Pour ce faire, ils se sont fondés sur la circonstance que l’un des actionnaires personne morale pouvait, compte-tenu de ses droits de vote, bloquer en AG l’adoption des décisions extraordinaires, soumises à une majorité renforcée (3/4 des voix) et qu’en pratique, un des actionnaires ne suivait pas « systématiquement » les positions communes des 2 autres actionnaires.
L’affaire a alors été portée devant le Conseil d’Etat, qui s’est saisi de l’occasion pour affiner la grille d’analyse permettant de déterminer s’il y a ou non exercice d’un contrôle conjoint :
- Existence d’un droit de véto des actionnaires minoritaires à l’égard de certaines décisions prises en AG (qu’il découle de l’exercice de droits de vote ou d’une clause statutaire) – imposant donc aux concertistes de se mettre d’accord pour adopter lesdites décisions ;
- Ce droit de véto porte sur les décisions stratégiques de la société (au cas d’espèce, nomination des membres du conseil de surveillance, du personnel dirigeant et approbation des principales décisions d’investissement) ;
- Absence d’opposition systématique de l’un de ces actionnaires.

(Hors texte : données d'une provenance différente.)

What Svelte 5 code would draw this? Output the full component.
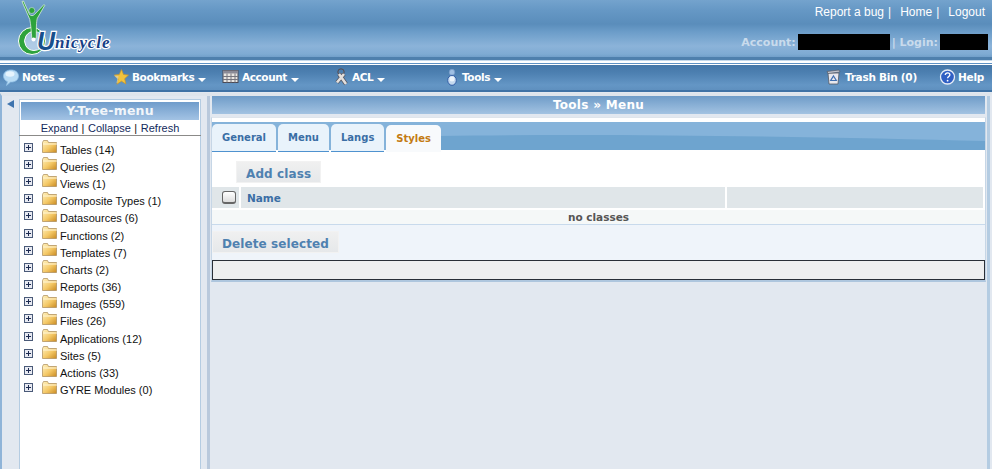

Au cas d’espèce, le CE a jugé que cette dernière condition ne faisait pas défaut, l’un des actionnaires ne s’étant opposé, en réalité, aux 2 autres actionnaires qu’à 2 reprises (décisions relatives à une augmentation de capital et à la suppression du droit préférentiel de souscription reconnu aux associés) et, qui plus est, au titre de la seule année 2013, année non concernée par le contrôle (CE, 6 décembre 2021, n°439650,).
L’affaire a donc été renvoyée, après cassation partielle, à la CAA de Nantes.
La décision de la CAA de Nantes
Sans surprise, la CAA de Nantes fait sienne la grille d’analyse dégagée par le Conseil d’Etat et juge, à son tour, que les 2 points de désaccord intervenus entre les actionnaires au titre de l’exercice 2013 n’étaient pas de nature à écarter l’existence d’un contrôle conjoint.
Elle confirme donc la mise en œuvre de l’amendement Charasse.